• _Task brief_: Pick out each line with the word "styles" from the material that follows.
═════ Recorded information ═════
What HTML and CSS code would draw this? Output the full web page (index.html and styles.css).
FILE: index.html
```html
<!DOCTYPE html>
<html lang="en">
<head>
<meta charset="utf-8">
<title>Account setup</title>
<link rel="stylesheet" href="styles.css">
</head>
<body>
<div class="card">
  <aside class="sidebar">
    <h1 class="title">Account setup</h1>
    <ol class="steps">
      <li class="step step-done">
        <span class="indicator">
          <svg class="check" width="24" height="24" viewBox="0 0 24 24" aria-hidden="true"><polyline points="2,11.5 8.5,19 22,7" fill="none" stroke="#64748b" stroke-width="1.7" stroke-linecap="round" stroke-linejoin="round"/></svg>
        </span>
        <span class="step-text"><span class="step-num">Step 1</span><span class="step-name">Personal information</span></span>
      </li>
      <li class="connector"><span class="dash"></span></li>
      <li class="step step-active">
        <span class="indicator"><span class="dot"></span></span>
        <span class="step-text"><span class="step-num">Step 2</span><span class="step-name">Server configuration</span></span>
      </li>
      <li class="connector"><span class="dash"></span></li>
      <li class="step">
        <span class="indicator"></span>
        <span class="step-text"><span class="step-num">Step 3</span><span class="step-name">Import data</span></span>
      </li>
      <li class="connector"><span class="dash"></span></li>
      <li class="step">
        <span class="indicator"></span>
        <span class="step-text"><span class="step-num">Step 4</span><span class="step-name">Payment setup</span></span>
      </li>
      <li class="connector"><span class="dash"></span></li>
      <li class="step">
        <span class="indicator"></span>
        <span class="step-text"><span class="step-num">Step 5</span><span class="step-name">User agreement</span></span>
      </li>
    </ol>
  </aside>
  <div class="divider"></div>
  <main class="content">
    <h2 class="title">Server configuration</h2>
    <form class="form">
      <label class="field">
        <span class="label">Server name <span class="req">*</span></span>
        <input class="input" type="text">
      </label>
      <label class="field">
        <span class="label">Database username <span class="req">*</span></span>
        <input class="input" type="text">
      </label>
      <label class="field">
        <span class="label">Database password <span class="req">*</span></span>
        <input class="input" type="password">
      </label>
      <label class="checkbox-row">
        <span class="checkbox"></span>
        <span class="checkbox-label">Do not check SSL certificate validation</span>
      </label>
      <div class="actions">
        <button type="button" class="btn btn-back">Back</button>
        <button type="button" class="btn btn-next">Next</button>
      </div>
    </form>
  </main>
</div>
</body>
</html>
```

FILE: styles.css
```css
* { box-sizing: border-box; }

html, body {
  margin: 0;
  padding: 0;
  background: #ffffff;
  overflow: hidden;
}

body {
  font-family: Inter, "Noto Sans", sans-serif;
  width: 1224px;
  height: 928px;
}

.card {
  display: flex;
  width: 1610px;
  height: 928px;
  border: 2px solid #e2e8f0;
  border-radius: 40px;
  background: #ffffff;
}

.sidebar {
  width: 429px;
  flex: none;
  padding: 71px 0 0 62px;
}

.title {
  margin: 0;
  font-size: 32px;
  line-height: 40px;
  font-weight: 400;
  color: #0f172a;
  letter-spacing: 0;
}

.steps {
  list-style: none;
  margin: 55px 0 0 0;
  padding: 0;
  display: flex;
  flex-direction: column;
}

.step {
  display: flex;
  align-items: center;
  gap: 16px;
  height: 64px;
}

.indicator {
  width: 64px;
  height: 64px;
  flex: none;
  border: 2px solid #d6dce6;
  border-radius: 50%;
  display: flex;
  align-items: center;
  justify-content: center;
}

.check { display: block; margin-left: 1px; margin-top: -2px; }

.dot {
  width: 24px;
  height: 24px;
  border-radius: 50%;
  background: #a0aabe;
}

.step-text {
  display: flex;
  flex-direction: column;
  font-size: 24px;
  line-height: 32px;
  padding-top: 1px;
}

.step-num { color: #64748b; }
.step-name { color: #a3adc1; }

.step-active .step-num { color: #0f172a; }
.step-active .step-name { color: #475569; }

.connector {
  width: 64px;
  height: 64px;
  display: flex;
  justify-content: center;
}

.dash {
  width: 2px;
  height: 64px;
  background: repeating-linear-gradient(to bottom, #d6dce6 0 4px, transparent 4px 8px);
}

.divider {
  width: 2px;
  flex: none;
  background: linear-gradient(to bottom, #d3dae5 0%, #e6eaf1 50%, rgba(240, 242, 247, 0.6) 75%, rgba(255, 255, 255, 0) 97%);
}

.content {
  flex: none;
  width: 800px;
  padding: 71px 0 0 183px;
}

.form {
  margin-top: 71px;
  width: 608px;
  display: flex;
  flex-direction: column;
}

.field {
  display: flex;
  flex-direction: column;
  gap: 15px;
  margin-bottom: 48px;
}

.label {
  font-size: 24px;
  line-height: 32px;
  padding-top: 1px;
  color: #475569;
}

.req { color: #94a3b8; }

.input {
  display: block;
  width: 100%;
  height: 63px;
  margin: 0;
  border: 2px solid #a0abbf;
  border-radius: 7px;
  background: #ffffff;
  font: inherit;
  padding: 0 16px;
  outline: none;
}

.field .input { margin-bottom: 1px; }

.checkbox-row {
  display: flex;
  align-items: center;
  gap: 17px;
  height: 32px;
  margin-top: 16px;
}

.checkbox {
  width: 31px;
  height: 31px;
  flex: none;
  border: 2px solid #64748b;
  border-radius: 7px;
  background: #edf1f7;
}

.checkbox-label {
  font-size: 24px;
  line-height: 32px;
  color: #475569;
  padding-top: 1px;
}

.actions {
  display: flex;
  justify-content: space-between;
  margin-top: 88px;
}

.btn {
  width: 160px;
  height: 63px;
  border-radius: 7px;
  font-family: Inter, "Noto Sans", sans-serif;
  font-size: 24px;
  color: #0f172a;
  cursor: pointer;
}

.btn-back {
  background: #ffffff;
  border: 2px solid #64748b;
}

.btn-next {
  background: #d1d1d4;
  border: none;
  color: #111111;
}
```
═════
• _Complete output_:
What HTML and CSS code would draw this? Output the full web page (index.html and styles.css).
<link rel="stylesheet" href="styles.css">
FILE: styles.css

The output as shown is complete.